▶ **To be done**: Copy out all lines in the data below containing the string "index".

Web page code records:
+ + + + + + +
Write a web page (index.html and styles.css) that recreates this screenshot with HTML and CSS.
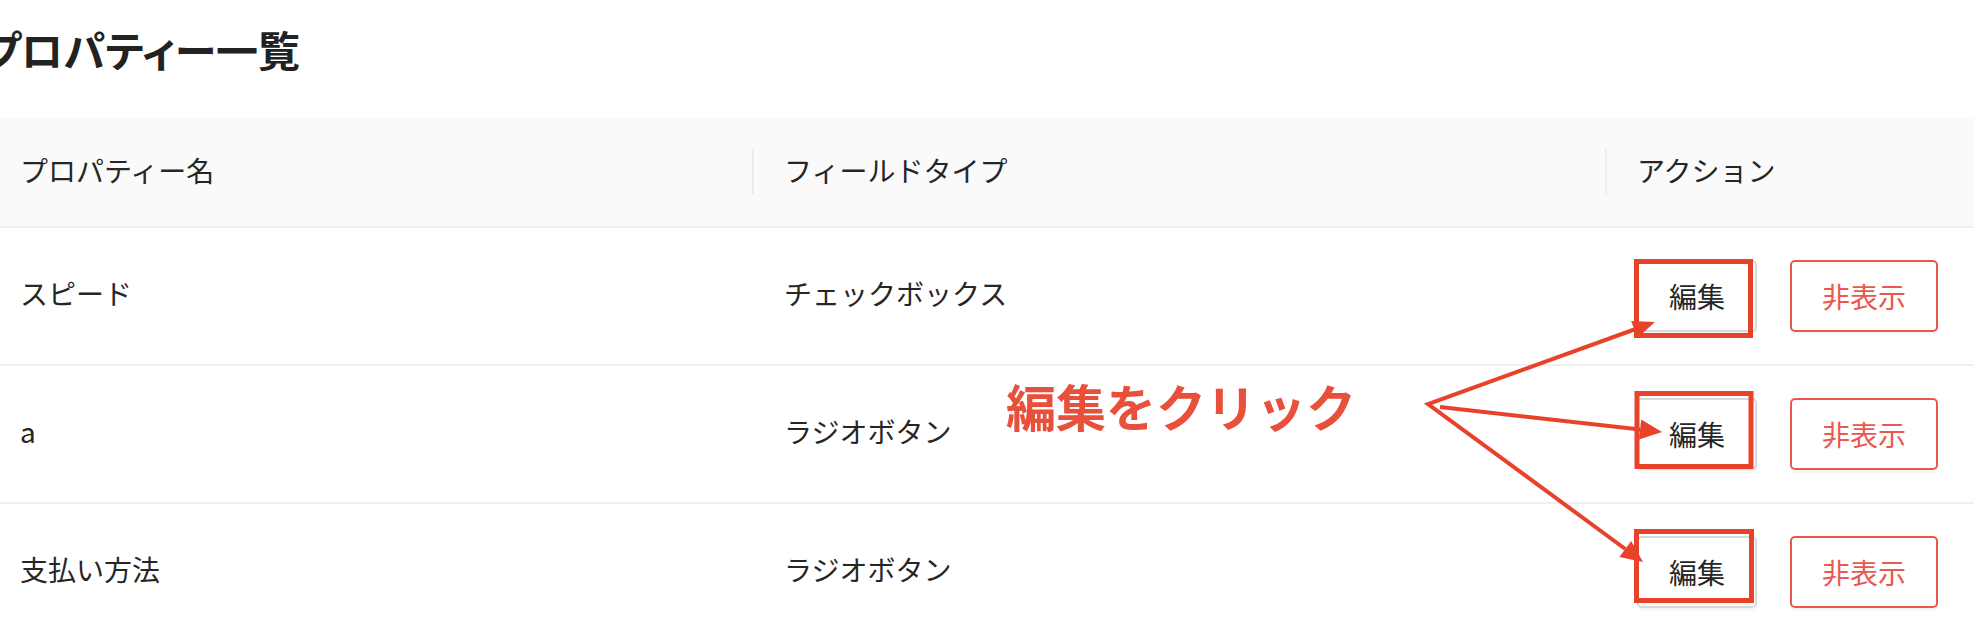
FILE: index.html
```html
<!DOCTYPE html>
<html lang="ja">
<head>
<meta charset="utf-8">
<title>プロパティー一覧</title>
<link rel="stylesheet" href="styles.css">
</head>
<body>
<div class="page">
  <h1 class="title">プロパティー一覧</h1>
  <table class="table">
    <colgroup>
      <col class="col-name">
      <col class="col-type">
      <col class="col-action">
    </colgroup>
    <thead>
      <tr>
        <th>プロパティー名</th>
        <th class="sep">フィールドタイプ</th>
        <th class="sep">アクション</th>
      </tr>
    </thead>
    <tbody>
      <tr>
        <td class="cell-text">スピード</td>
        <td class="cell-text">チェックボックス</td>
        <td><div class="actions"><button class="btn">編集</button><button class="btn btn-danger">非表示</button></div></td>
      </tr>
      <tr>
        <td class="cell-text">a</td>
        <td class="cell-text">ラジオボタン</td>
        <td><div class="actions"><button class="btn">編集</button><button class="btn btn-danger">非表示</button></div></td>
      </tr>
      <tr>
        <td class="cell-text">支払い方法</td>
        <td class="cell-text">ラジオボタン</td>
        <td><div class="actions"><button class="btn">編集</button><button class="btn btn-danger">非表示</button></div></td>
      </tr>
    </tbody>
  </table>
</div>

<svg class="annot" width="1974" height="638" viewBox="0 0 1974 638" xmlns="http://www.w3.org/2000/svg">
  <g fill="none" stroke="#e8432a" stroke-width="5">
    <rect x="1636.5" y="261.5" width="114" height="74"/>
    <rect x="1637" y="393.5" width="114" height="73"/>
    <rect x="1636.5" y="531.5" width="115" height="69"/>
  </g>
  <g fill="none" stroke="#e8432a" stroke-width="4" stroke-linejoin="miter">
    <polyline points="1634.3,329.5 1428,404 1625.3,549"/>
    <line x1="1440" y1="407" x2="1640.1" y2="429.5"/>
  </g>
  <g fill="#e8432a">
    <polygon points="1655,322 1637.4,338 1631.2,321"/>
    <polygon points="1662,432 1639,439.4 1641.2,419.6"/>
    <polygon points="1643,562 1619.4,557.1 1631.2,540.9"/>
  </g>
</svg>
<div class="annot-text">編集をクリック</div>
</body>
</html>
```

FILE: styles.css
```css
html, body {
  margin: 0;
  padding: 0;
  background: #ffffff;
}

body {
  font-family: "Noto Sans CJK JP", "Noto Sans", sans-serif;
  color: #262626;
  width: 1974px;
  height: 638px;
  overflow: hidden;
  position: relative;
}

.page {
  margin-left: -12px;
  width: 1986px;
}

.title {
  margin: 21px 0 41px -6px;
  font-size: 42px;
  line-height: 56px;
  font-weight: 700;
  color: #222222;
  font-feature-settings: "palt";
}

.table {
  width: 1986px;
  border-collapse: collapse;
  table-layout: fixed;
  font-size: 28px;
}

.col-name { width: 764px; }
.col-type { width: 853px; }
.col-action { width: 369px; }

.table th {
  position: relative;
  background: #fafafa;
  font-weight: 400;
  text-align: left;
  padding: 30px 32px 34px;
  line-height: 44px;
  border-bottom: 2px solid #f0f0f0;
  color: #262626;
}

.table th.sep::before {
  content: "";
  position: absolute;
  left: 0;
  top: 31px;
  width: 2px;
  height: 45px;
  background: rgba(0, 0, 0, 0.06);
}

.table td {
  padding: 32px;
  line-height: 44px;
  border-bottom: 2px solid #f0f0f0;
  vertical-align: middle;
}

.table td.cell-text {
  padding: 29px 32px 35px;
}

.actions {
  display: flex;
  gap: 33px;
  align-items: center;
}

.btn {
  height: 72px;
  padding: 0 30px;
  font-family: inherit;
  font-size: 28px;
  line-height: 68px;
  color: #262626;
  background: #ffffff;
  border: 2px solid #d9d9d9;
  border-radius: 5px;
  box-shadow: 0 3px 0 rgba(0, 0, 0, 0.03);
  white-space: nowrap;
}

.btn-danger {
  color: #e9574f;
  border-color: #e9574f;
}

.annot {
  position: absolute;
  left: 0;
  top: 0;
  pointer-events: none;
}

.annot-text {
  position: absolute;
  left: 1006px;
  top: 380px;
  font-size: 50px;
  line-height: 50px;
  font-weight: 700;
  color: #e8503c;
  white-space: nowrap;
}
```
+ + + + + + +
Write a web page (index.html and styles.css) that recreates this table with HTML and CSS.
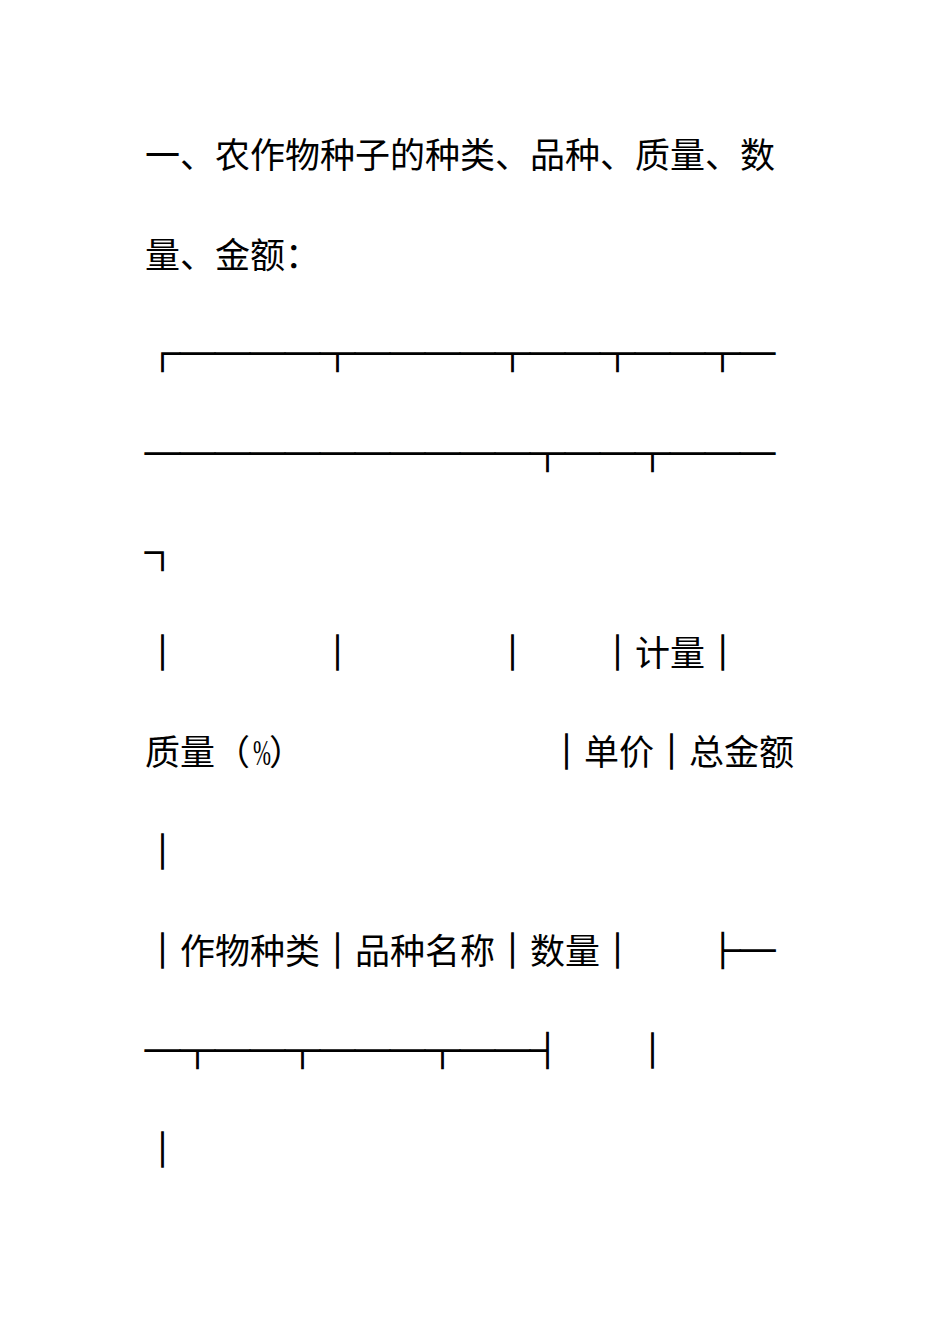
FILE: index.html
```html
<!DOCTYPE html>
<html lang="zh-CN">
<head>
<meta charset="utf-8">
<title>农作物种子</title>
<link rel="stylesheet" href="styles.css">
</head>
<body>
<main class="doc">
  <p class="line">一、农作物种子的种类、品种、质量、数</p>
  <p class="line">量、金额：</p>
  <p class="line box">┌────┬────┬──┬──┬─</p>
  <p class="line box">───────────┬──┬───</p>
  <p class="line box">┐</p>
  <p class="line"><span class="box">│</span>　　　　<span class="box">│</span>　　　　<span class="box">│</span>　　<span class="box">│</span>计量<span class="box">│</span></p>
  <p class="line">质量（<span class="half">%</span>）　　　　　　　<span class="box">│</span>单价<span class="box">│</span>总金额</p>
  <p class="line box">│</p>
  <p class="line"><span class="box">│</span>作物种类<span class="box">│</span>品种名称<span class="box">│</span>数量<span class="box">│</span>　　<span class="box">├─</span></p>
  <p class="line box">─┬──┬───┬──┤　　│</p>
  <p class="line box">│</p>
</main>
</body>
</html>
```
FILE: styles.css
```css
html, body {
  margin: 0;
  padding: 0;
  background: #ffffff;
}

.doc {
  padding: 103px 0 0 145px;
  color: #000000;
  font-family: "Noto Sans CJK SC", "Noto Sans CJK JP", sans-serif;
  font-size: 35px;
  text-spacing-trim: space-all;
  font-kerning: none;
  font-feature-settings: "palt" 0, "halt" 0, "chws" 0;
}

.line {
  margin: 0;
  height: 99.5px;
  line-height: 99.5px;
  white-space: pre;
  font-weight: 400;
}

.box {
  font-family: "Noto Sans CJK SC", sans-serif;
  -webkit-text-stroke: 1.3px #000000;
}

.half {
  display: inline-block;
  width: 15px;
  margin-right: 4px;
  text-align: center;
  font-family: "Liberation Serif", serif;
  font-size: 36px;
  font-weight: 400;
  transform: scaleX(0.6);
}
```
+ + + + + + +
▶ **Output of the exercise**:
Write a web page (index.html and styles.css) that recreates this screenshot with HTML and CSS.
FILE: index.html
Write a web page (index.html and styles.css) that recreates this table with HTML and CSS.
FILE: index.html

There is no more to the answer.